* [SET TASK] Leave out the pictures and copy every record exactly.

* [SUPPLIED MATERIAL]
--- begin ---

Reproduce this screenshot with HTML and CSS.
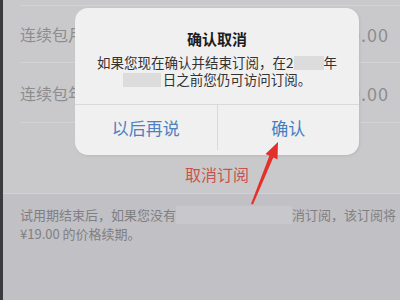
FILE: index.html
```html
<!DOCTYPE html>
<html>
<head>
	<title>确认取消</title>
	<link rel="stylesheet" href="styles.css">
</head>
<body>
<div id="screen">
	<div class="list">
		<div class="row">
			<span class="plan">连续包月</span>
			<span class="price">¥19.00</span>
		</div>
		<div class="row second">
			<span class="plan">连续包年</span>
			<span class="price">¥19.00</span>
		</div>
	</div>
	<div class="cancel">取消订阅</div>
	<div class="note">
		<div class="line">试用期结束后，如果您没有<span class="mask wide"></span>消订阅，该订阅将</div>
		<div class="line">¥19.00 的价格续期。</div>
	</div>

	<div id="dialog">
		<div class="title">确认取消</div>
		<div class="message">
			<div>如果您现在确认并结束订阅，在2<span class="mask"></span>年</div>
			<div><span class="mask second"></span>日之前您仍可访问订阅。</div>
		</div>
		<div class="buttons">
			<button class="later">以后再说</button>
			<button class="ok">确认</button>
		</div>
	</div>

	<svg id="arrow" width="400" height="300" viewBox="0 0 400 300">
		<polygon points="251,204 253,204.5 273.5,157 269.5,155.5" fill="#e3302b"/>
		<polygon points="278,142 277.5,159.5 265.5,154" fill="#e3302b"/>
	</svg>
</div>
</body>
</html>
```

FILE: styles.css
```css
body{
	margin: 0;
	width: 400px;
	height: 300px;
	overflow: hidden;
	font-family: "Noto Sans CJK SC", "Noto Sans", sans-serif;
}
#screen{
	position: relative;
	width: 397px;
	height: 300px;
	overflow: hidden;
	background: #c1c0c5;
	border-left: 3px solid #3b3b3d;
}
.list{
	width: 428px;
	background: #c9c9cb;
	padding-top: 5px;
}
.row{
	display: flex;
	justify-content: space-between;
	align-items: center;
	height: 56px;
	margin-left: 17px;
	padding-right: 42px;
	border-top: 1px solid #d3d3d5;
	font-size: 16px;
	color: #8d8d90;
}
.price{
	font-size: 18px;
	letter-spacing: 1px;
}
.row.second{
	height: 59px;
	border-bottom: 1px solid #d3d3d5;
}
.cancel{
	width: 428px;
	background: #c9c9cb;
	height: 70px;
	line-height: 102px;
	text-align: center;
	font-size: 16px;
	color: #c9534c;
	border-bottom: 1px solid #d2d2d4;
}
.note{
	padding: 11px 0 0 17px;
	font-size: 13px;
	line-height: 19px;
	color: #7f7f83;
}
.line{
	white-space: nowrap;
}
.mask{
	display: inline-block;
	width: 30px;
	height: 14px;
	vertical-align: -2px;
	background: #dcdcdd;
}
.mask.second{
	width: 38px;
	margin-right: 2px;
}
.mask.wide{
	width: 116px;
	height: 18px;
	background: #c8c7cb;
	vertical-align: -4px;
}

#dialog{
	position: absolute;
	left: 72px;
	top: 8px;
	width: 284px;
	height: 147px;
	border-radius: 13px;
	background: #f0f0f0;
	text-align: center;
	box-shadow: 1px 1px 3px rgba(0,0,0,0.08);
}
.title{
	padding-top: 21px;
	font-size: 15px;
	line-height: 20px;
	font-weight: bold;
	color: #1d1d1f;
}
.message{
	margin-top: 5px;
	height: 50px;
	font-size: 13.5px;
	line-height: 17px;
	color: #333;
	white-space: nowrap;
}
.buttons{
	display: flex;
	border-top: 1px solid #d9d9db;
}
button{
	flex: 1;
	height: 45px;
	border: none;
	background: none;
	font-family: inherit;
	font-size: 17px;
	color: #4f80bf;
	outline: none;
}
button.ok{
	border-left: 1px solid #d9d9db;
	color: #3f7fc4;
}
#arrow{
	position: absolute;
	left: -3px;
	top: 0;
}
```
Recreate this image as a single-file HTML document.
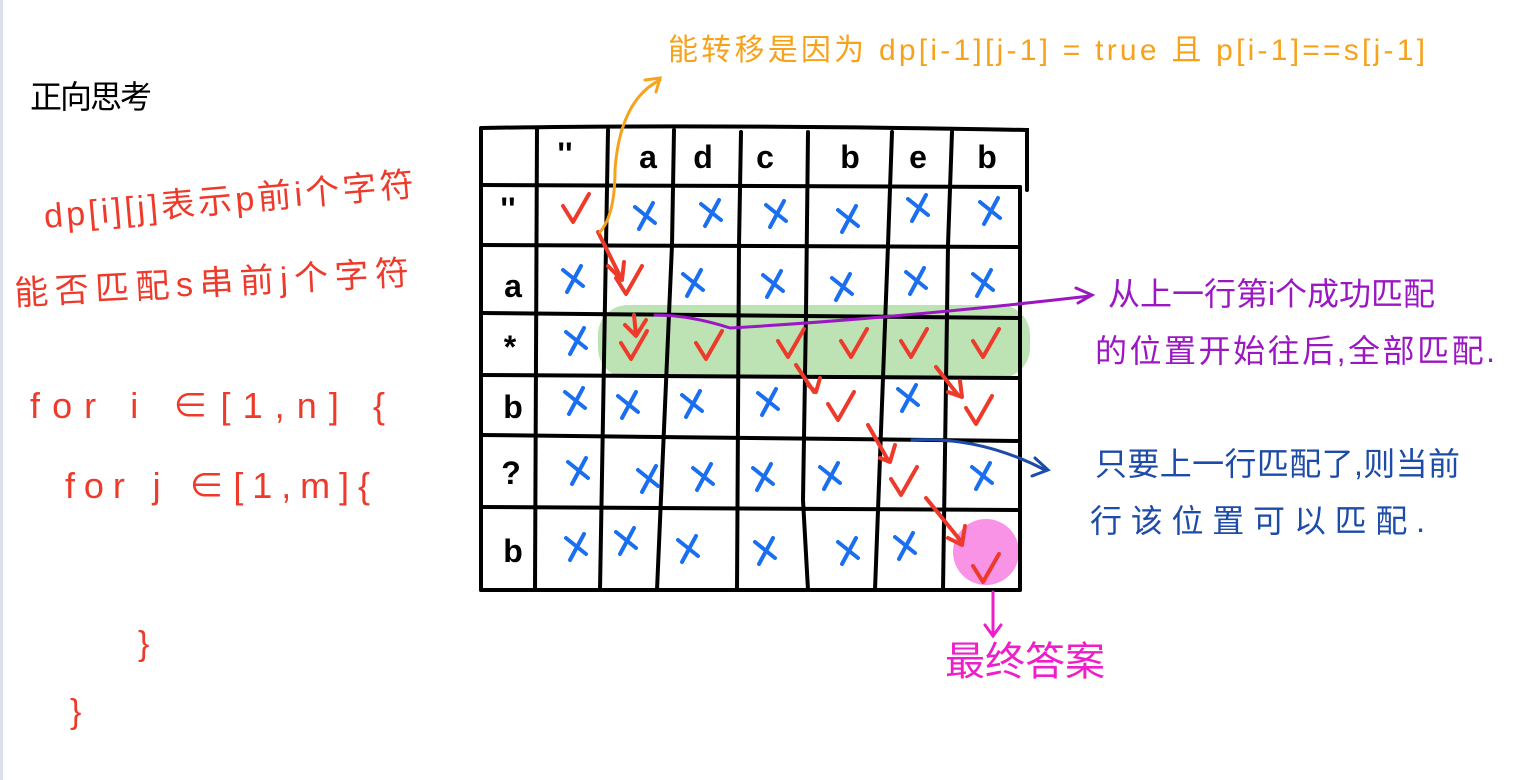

--- end ---

* [RESPONSE BELOW]
Reproduce this screenshot with HTML and CSS.
FILE: index.html
```html
<!DOCTYPE html>
<html>
<head>
	<title>确认取消</title>
	<link rel="stylesheet" href="styles.css">
</head>
<body>
<div id="screen">
	<div class="list">
		<div class="row">
			<span class="plan">连续包月</span>
			<span class="price">¥19.00</span>
		</div>
		<div class="row second">
			<span class="plan">连续包年</span>
			<span class="price">¥19.00</span>
		</div>
	</div>
	<div class="cancel">取消订阅</div>
	<div class="note">
		<div class="line">试用期结束后，如果您没有<span class="mask wide"></span>消订阅，该订阅将</div>
		<div class="line">¥19.00 的价格续期。</div>
	</div>

	<div id="dialog">
		<div class="title">确认取消</div>
		<div class="message">
			<div>如果您现在确认并结束订阅，在2<span class="mask"></span>年</div>
			<div><span class="mask second"></span>日之前您仍可访问订阅。</div>
		</div>
		<div class="buttons">
			<button class="later">以后再说</button>
			<button class="ok">确认</button>
		</div>
	</div>

	<svg id="arrow" width="400" height="300" viewBox="0 0 400 300">
		<polygon points="251,204 253,204.5 273.5,157 269.5,155.5" fill="#e3302b"/>
		<polygon points="278,142 277.5,159.5 265.5,154" fill="#e3302b"/>
	</svg>
</div>
</body>
</html>
```

FILE: styles.css
```css
body{
	margin: 0;
	width: 400px;
	height: 300px;
	overflow: hidden;
	font-family: "Noto Sans CJK SC", "Noto Sans", sans-serif;
}
#screen{
	position: relative;
	width: 397px;
	height: 300px;
	overflow: hidden;
	background: #c1c0c5;
	border-left: 3px solid #3b3b3d;
}
.list{
	width: 428px;
	background: #c9c9cb;
	padding-top: 5px;
}
.row{
	display: flex;
	justify-content: space-between;
	align-items: center;
	height: 56px;
	margin-left: 17px;
	padding-right: 42px;
	border-top: 1px solid #d3d3d5;
	font-size: 16px;
	color: #8d8d90;
}
.price{
	font-size: 18px;
	letter-spacing: 1px;
}
.row.second{
	height: 59px;
	border-bottom: 1px solid #d3d3d5;
}
.cancel{
	width: 428px;
	background: #c9c9cb;
	height: 70px;
	line-height: 102px;
	text-align: center;
	font-size: 16px;
	color: #c9534c;
	border-bottom: 1px solid #d2d2d4;
}
.note{
	padding: 11px 0 0 17px;
	font-size: 13px;
	line-height: 19px;
	color: #7f7f83;
}
.line{
	white-space: nowrap;
}
.mask{
	display: inline-block;
	width: 30px;
	height: 14px;
	vertical-align: -2px;
	background: #dcdcdd;
}
.mask.second{
	width: 38px;
	margin-right: 2px;
}
.mask.wide{
	width: 116px;
	height: 18px;
	background: #c8c7cb;
	vertical-align: -4px;
}

#dialog{
	position: absolute;
	left: 72px;
	top: 8px;
	width: 284px;
	height: 147px;
	border-radius: 13px;
	background: #f0f0f0;
	text-align: center;
	box-shadow: 1px 1px 3px rgba(0,0,0,0.08);
}
.title{
	padding-top: 21px;
	font-size: 15px;
	line-height: 20px;
	font-weight: bold;
	color: #1d1d1f;
}
.message{
	margin-top: 5px;
	height: 50px;
	font-size: 13.5px;
	line-height: 17px;
	color: #333;
	white-space: nowrap;
}
.buttons{
	display: flex;
	border-top: 1px solid #d9d9db;
}
button{
	flex: 1;
	height: 45px;
	border: none;
	background: none;
	font-family: inherit;
	font-size: 17px;
	color: #4f80bf;
	outline: none;
}
button.ok{
	border-left: 1px solid #d9d9db;
	color: #3f7fc4;
}
#arrow{
	position: absolute;
	left: -3px;
	top: 0;
}
```
Recreate this image as a single-file HTML document.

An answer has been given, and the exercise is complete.